8 abril 2012/ODiario.info http://www.odiario.info (Portugal)
João Proença está preocupado pelo que imagina ser o perigo de uma “colagem” de deputados do PS ao PCP e ao BE. Ainda mais preocupado deveria estar com o que sentem os eleitores do PS que, vendo a “austeridade” cair-lhes em cima e o PS a lavar daí as mãos, são capazes de perceber que gastaram mal o voto e podem mesmo ir-se “colar” a outro lado, onde se luta e resiste. Muitos estiveram certamente na Greve Geral que tanto contrariou João Proença.

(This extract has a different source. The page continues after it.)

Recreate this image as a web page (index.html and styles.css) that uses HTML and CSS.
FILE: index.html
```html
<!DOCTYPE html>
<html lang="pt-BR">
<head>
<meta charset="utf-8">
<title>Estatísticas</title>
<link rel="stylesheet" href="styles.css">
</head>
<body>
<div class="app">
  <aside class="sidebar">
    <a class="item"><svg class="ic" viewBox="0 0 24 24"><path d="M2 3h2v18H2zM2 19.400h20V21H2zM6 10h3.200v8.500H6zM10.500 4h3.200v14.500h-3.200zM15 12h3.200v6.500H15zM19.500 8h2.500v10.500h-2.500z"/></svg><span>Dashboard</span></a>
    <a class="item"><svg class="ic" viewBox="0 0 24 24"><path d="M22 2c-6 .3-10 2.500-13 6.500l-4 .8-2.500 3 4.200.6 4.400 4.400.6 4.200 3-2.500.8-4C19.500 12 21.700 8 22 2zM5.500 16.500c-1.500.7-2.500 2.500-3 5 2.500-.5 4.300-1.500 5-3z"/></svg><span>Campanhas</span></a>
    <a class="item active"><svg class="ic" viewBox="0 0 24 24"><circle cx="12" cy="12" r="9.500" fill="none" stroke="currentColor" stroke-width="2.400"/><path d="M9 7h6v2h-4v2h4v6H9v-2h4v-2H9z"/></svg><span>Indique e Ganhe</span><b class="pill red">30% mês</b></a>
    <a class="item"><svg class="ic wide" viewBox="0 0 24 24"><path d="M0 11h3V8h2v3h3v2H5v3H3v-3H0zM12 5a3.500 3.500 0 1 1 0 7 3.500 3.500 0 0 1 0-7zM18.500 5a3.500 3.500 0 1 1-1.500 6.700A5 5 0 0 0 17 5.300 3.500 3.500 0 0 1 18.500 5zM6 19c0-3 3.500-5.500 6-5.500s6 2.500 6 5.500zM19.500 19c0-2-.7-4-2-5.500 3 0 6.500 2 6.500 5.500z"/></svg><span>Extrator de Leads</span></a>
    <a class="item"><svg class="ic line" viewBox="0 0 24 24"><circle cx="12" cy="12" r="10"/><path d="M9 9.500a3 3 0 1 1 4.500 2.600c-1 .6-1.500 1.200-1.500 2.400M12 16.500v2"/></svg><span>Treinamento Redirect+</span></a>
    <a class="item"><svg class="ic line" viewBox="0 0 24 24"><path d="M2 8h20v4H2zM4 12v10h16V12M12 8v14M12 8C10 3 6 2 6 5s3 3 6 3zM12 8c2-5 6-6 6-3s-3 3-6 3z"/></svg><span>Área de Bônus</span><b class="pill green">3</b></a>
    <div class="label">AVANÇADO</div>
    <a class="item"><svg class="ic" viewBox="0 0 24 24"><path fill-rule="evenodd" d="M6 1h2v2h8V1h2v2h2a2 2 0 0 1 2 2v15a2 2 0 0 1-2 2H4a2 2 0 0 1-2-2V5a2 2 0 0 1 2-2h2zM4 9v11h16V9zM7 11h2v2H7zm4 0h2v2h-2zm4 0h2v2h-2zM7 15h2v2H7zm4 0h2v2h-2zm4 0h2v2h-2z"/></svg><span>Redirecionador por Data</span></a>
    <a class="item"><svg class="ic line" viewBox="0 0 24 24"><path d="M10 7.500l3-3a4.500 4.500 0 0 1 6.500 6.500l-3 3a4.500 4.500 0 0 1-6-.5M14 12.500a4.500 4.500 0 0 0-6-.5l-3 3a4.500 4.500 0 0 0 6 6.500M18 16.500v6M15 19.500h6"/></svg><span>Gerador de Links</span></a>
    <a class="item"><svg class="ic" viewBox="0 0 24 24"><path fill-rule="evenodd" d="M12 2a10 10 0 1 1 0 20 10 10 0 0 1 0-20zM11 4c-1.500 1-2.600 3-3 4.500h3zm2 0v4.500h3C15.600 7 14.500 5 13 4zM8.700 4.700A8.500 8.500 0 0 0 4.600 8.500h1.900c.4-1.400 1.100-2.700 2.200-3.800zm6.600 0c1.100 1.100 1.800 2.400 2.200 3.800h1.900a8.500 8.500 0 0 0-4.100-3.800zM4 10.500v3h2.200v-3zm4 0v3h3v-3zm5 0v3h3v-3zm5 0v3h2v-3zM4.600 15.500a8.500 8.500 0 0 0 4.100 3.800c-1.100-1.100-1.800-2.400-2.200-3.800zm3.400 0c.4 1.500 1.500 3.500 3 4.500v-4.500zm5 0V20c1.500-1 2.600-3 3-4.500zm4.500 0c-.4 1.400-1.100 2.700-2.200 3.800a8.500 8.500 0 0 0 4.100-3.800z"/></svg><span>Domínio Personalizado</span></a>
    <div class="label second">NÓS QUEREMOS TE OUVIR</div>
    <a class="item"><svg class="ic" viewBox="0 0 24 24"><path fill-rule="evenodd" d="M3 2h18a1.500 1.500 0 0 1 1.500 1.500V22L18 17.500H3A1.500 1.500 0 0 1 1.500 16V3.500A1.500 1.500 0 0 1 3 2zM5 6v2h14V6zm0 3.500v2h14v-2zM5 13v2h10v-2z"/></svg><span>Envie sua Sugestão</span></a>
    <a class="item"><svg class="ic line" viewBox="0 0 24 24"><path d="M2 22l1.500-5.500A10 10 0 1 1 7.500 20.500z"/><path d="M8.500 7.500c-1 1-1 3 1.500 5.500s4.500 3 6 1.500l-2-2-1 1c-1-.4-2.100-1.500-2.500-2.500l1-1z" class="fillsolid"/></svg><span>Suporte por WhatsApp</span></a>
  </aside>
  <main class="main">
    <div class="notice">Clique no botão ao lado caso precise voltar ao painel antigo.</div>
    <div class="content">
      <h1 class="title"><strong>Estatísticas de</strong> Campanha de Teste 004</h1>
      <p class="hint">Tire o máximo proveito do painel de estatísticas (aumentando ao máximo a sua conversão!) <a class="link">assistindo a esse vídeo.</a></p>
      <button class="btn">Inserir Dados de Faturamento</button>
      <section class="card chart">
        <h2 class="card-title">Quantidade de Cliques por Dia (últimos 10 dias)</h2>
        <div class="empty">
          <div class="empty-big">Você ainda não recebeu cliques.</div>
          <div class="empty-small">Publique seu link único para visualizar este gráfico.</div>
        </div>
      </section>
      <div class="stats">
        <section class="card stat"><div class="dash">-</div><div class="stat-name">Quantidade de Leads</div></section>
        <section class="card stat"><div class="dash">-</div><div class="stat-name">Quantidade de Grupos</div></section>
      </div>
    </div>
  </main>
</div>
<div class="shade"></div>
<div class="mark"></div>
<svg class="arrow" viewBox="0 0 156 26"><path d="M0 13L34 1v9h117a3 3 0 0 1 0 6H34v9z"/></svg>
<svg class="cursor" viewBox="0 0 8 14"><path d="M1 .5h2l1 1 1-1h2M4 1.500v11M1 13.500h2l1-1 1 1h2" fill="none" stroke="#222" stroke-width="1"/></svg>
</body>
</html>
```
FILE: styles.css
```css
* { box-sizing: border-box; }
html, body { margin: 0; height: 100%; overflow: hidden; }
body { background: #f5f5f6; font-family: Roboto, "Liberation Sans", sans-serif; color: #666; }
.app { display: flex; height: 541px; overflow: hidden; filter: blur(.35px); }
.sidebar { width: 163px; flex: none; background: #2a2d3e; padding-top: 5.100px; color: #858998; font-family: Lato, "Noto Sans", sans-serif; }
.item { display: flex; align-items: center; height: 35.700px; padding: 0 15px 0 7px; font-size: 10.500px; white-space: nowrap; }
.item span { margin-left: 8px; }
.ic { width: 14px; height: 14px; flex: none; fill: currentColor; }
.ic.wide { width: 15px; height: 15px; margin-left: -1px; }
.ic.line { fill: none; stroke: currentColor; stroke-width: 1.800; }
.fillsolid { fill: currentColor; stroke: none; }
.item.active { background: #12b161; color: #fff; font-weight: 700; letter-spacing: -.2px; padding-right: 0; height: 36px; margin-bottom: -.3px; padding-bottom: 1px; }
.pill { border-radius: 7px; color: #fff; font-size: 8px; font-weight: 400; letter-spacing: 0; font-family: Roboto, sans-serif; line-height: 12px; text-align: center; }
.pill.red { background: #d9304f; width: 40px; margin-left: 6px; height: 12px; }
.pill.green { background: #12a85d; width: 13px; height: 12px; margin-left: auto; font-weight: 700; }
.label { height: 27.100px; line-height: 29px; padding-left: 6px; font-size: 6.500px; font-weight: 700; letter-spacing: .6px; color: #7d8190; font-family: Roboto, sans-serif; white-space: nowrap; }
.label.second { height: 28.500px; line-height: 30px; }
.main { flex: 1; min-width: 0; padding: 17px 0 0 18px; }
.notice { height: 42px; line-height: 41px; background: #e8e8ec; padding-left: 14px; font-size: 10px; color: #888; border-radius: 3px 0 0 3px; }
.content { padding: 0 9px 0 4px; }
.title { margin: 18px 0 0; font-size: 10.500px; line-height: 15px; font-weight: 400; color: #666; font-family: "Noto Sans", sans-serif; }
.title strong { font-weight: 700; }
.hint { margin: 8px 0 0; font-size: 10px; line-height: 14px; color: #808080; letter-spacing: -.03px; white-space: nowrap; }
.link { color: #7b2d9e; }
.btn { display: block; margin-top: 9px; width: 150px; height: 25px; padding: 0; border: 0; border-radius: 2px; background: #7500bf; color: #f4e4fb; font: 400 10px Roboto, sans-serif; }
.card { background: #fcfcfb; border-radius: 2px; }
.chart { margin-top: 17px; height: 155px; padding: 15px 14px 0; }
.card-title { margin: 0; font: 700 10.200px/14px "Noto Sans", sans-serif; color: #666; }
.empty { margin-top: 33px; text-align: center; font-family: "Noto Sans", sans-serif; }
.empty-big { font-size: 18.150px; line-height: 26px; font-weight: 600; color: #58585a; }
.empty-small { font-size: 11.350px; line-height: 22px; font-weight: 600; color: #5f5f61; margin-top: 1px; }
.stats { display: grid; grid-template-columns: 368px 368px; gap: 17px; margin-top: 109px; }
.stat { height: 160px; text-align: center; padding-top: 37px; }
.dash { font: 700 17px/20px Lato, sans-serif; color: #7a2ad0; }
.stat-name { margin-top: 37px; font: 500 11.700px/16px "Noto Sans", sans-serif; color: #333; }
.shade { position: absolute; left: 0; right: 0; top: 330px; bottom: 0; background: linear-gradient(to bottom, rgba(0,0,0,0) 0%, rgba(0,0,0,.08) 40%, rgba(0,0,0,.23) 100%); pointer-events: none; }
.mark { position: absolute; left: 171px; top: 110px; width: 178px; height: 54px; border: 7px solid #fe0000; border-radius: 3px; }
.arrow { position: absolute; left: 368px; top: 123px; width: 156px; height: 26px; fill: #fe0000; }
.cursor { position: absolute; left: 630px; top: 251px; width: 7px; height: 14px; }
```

1. Ao contrário do que muitas vezes parece, nem tudo são catástrofes, crimes perversos, alocuções do primeiro-ministro e outras desgraças, nos tempos informativos da televisão portuguesa: há frequentes momentos que são excepção a essa provável regra geral e que, exactamente pelo seu carácter excepcional, podem abrir caminho a algumas reflexões optimistas, ou perto de o serem, nas cabecinhas massacradas dos telespectadores. Foi, por exemplo, o caso de umas breves declarações do engenheiro João Proença, secretário-geral da UGT, transmitidas no passado domingo. De passagem, registe-se que João Proença havia sido abordado pelos jornalistas quando entrava para uma reunião do Conselho Nacional do Partido Socialista. Havia de ser Arménio Carlos a entrar para uma reunião do Comité Central do PCP e logo vozes escandalizadas se levantariam contra a falta de independência política do líder da CGTP. Mas passemos adiante, que outros aspectos nos esperam.
2. Foi assim que ouvimos João Proença, decerto na sua condição de dirigente nacional do PS, dizer que alguns socialistas pretendem «colar» o seu partido ao PCP e ao BE. Em verdade, pareceu-me que Proença se referia especial e concretamente a deputados PS e aos desacordos que terá havido no seio do grupo parlamentar socialista a propósito das recentemente votadas leis ditas do trabalho que reduzem os trabalhadores portugueses a um vastíssimo grupo de párias sem direitos efectivos, sempre à mercê da vontade (dos interesses, da possível insaciadade, dos eventuais maus humores) dos seus patrões. Talvez a preocupação de João Proença tenha sido afinal excessiva: feitas as contas, os deputados socialistas votaram em obediência à orientação decidida por Pôncio Pilatos, perdão, por António José Seguro, com a única excepção da deputada Isabel Moreira, por sinal neta de Adriano Moreira, que foi líder do CDS quando este ainda não era PP. Mas a inquietação do secretário-geral da UGT pode ter motivações mais alargadas ou, pelo menos, dar alguma esperança aos cidadãos telespectadores que, optimistas talvez até ao absurdo, ainda não desesperaram de um dia verem um PS verdadeiramente socialista.
3. Contudo, a questão é que nem todos os militantes, meros apoiantes ou apenas ocasionais votantes do Partido Socialista, são deputados, e que Proença pode ter pensado para lá das bancadas de São Bento. Não é preciso ter grande imaginação para adivinhar que são muitos milhares, de uma ponta a outra deste Portugal saqueado, os trabalhadores até agora incluíveis na «área PS», digamos assim, que estas novas leis laborais vão lançar no desemprego, na angústia, na pobreza, no desespero, no recurso à caridade alheia, na fome para si próprios e para os seus. Sem que, de resto, essa violência sofrida, infamemente crismada de «sacrifícios» pelos que a impõem, seja minimamente útil à recuperação do País, pois é óbvio que a redução de um povo à miséria não é caminho para o crescimento económico e financeiro, sendo-o, sim, para uma acrescida sobreexploração da mão-de-obra. Neste quadro, talvez João Proença se tenha apercebido de que a tendência para uma «colagem» ao PCP, e porventura também ao BE em alguns casos, surja naturalmente nos cidadãos que, tendo confiado no PS, porque «socialista», se sentem agora traídos sem margem para quaisquer dúvidas. Descubram, enfim, a verdade das coisas.
4. Entende-se, assim, a preocupação de João Proença, dirigente PS e líder UGT. Mas essa provável preocupação e o que estará por detrás dela foram, afinal, uma boa notícia para os que estão não apenas do lado dos trabalhadores mas sim, de um modo mais amplo, do lado da realidade e dos factos contra os embustes e as diversas formas de anestesia. Talvez até Proença suspeite de que mesmo alguns deputados PS, até entre os que acabaram por obedecer, não estão conformados com a situação de colaboracionistas que lhes foi imposta. Amplia-se, pois, a boa notícia. Má para João Proença, é certo. Mas «é a vida!», como se diria citando uma frase inesquecida do exilado António Guterres.